Problem to solve - Return only the number of lines in the entries below that hold the word "this".

━━━━━━━━━━━━━━━━

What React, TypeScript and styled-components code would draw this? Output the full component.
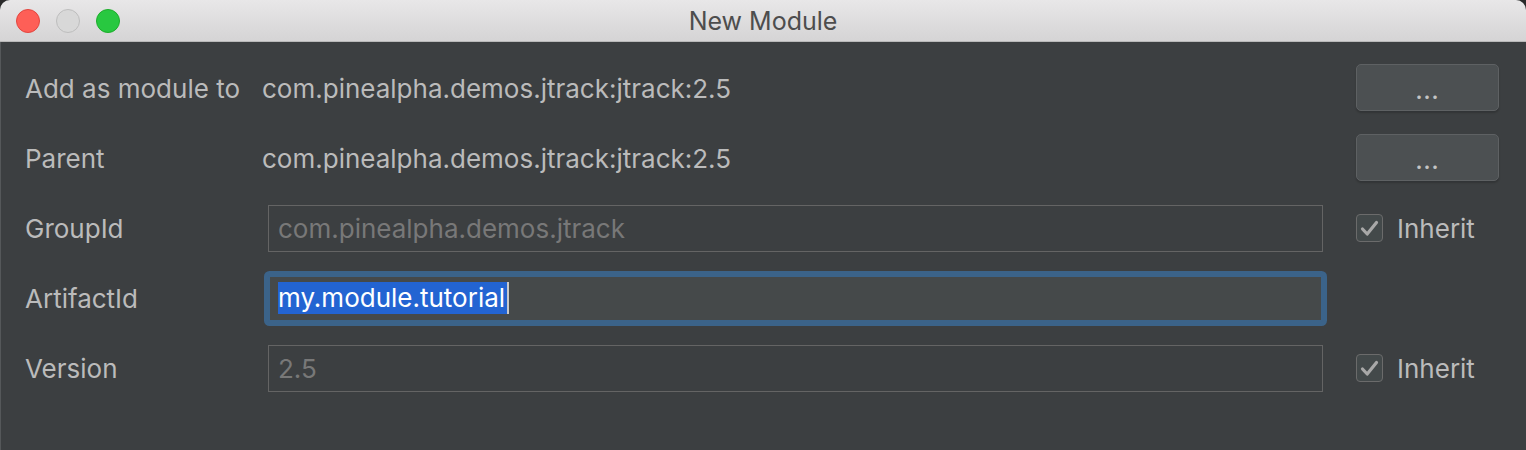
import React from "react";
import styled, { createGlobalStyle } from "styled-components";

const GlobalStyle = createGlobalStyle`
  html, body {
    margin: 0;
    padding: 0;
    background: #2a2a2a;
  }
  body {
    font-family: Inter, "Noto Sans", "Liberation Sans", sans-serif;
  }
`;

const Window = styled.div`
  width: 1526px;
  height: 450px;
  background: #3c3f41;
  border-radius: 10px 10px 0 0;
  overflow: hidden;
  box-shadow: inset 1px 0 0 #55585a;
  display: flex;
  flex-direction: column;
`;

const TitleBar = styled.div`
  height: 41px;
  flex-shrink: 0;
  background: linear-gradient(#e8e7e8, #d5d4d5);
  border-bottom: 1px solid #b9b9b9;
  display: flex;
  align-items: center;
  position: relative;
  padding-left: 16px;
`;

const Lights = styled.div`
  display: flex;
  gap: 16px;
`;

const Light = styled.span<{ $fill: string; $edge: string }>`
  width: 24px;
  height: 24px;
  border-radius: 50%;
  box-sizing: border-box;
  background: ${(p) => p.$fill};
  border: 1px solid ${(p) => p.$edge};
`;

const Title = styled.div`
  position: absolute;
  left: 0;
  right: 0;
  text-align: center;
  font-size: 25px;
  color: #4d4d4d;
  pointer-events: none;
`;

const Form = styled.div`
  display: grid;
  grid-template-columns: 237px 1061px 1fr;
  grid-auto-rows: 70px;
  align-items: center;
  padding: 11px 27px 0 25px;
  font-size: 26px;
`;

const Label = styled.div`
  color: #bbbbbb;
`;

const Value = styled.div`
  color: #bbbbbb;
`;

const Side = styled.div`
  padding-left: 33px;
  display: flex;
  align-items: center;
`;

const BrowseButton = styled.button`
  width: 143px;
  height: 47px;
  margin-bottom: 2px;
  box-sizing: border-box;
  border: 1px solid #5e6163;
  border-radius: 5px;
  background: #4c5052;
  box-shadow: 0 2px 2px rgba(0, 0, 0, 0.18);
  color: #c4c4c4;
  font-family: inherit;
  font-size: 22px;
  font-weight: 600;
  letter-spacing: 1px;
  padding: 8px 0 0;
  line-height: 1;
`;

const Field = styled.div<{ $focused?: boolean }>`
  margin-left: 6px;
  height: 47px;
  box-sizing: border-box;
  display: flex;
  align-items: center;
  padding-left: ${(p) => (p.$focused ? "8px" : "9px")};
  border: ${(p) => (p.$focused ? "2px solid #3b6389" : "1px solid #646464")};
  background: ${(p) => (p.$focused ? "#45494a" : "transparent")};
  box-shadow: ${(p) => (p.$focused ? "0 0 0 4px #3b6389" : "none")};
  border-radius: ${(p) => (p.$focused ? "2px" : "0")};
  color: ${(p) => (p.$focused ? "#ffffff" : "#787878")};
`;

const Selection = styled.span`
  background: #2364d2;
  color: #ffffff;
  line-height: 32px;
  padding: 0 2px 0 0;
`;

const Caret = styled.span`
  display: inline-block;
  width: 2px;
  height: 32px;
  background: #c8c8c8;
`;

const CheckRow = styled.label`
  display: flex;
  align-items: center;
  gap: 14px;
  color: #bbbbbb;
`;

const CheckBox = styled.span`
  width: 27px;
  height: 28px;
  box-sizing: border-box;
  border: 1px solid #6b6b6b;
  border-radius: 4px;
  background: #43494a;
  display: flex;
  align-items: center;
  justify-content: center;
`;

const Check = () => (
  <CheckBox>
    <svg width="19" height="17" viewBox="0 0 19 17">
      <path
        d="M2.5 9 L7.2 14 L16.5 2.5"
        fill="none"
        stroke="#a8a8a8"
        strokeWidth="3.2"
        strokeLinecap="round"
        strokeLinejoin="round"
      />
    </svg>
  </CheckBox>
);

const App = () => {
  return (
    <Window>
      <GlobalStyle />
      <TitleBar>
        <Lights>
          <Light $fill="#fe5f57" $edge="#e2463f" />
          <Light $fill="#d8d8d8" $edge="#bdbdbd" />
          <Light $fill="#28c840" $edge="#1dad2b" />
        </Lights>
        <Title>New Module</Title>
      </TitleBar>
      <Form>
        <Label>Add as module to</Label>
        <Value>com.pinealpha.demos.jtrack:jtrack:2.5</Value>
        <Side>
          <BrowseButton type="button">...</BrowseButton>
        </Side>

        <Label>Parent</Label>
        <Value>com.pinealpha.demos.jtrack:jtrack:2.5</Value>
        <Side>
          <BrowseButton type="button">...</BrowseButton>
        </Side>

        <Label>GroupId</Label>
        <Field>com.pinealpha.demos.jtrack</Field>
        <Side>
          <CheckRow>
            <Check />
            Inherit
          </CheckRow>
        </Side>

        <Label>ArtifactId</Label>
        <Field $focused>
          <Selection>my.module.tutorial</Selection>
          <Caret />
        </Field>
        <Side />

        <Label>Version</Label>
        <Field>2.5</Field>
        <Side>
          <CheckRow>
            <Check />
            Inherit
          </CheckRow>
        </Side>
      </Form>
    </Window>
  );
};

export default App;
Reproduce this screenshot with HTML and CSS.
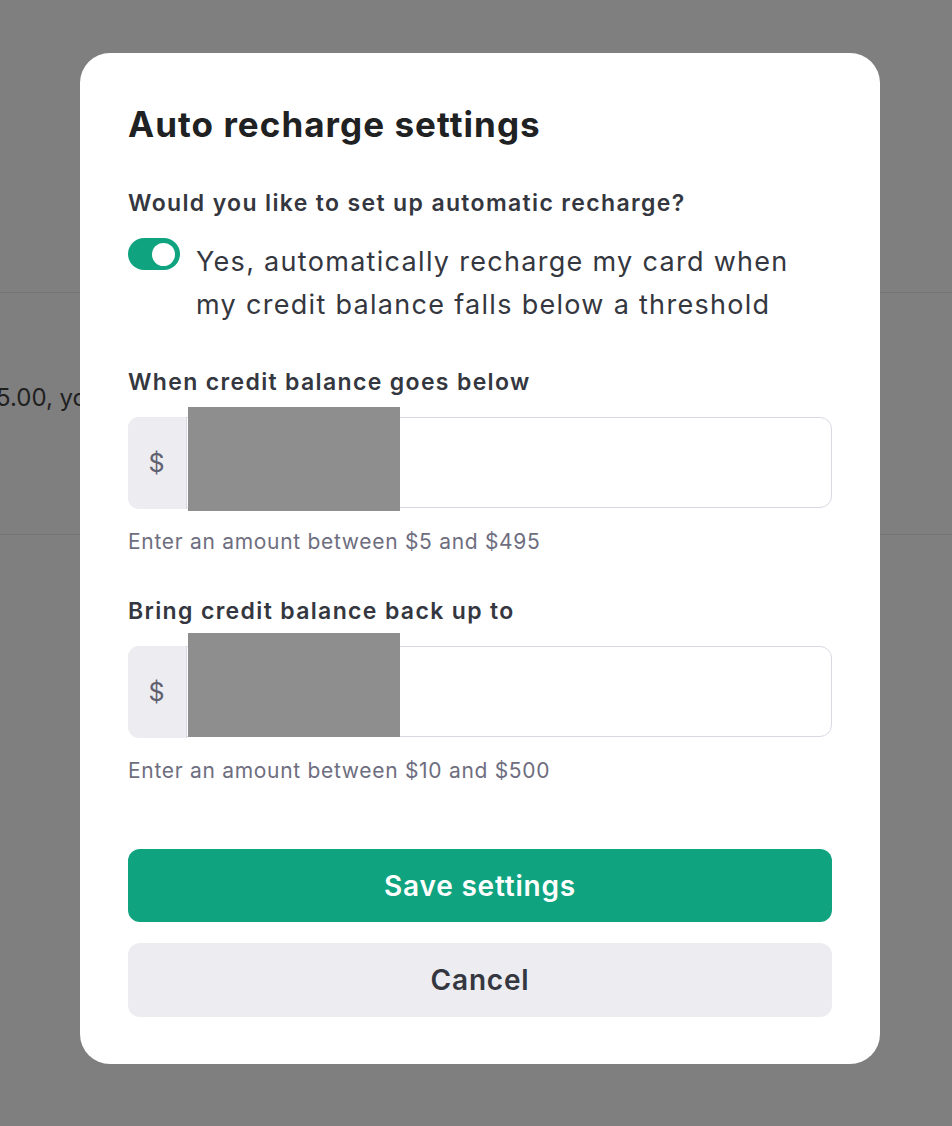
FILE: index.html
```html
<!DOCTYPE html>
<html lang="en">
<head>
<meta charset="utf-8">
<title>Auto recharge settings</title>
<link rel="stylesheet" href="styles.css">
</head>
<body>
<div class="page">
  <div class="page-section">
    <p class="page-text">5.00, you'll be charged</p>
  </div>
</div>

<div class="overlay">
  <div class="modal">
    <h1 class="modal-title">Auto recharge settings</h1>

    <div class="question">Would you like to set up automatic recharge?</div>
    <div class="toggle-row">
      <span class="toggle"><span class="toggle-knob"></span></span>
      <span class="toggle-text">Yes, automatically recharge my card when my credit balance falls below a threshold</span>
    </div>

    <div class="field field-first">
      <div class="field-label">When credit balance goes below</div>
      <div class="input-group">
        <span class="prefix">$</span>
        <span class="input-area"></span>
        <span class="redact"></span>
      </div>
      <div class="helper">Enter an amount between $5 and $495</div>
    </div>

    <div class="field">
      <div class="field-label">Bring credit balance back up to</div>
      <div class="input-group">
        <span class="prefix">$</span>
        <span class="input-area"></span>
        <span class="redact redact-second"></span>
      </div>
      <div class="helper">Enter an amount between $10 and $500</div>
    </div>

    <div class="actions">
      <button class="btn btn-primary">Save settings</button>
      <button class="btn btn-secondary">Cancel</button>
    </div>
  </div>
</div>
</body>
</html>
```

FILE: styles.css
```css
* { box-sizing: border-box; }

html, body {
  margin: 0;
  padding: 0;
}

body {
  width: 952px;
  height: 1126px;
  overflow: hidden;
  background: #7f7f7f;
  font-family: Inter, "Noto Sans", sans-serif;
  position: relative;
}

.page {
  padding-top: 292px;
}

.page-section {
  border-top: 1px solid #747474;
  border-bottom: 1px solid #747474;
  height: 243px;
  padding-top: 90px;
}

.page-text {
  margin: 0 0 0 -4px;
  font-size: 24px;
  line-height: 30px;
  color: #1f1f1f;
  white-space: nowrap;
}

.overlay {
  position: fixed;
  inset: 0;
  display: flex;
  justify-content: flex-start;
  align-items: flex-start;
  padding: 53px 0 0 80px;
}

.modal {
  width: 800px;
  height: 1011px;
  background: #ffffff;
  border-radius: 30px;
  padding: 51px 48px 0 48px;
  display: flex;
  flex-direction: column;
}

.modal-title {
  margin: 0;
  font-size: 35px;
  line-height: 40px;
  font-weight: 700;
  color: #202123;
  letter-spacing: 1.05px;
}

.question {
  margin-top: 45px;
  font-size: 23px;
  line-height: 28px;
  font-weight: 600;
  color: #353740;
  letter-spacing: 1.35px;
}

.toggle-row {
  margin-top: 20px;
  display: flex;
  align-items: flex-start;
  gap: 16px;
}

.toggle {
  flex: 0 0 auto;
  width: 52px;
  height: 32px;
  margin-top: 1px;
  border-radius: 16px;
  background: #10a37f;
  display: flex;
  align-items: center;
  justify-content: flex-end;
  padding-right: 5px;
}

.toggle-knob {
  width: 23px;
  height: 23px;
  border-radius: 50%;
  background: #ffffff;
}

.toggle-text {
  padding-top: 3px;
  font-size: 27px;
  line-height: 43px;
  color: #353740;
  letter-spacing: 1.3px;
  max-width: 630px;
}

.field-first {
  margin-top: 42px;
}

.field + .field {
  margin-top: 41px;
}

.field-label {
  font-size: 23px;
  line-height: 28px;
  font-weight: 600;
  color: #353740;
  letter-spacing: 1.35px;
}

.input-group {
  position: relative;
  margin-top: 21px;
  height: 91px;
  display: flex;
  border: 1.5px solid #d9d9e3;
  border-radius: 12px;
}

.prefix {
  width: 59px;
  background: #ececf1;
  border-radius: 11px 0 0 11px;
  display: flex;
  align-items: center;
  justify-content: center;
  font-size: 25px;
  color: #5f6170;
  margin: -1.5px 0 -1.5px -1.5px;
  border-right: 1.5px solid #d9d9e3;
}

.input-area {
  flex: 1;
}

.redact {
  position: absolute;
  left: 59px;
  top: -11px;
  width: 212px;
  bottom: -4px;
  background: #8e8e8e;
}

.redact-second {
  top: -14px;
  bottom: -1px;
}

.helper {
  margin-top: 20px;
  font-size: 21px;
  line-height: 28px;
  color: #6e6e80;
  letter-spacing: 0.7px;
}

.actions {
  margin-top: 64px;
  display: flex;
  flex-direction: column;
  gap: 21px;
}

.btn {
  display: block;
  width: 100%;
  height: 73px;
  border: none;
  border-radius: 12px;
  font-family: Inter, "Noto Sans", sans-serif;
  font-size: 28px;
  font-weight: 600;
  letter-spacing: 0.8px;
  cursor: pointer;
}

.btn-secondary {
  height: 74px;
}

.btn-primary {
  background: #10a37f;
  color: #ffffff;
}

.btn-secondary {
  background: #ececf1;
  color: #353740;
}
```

━━━━━━━━━━━━━━━━

Exercise output - 2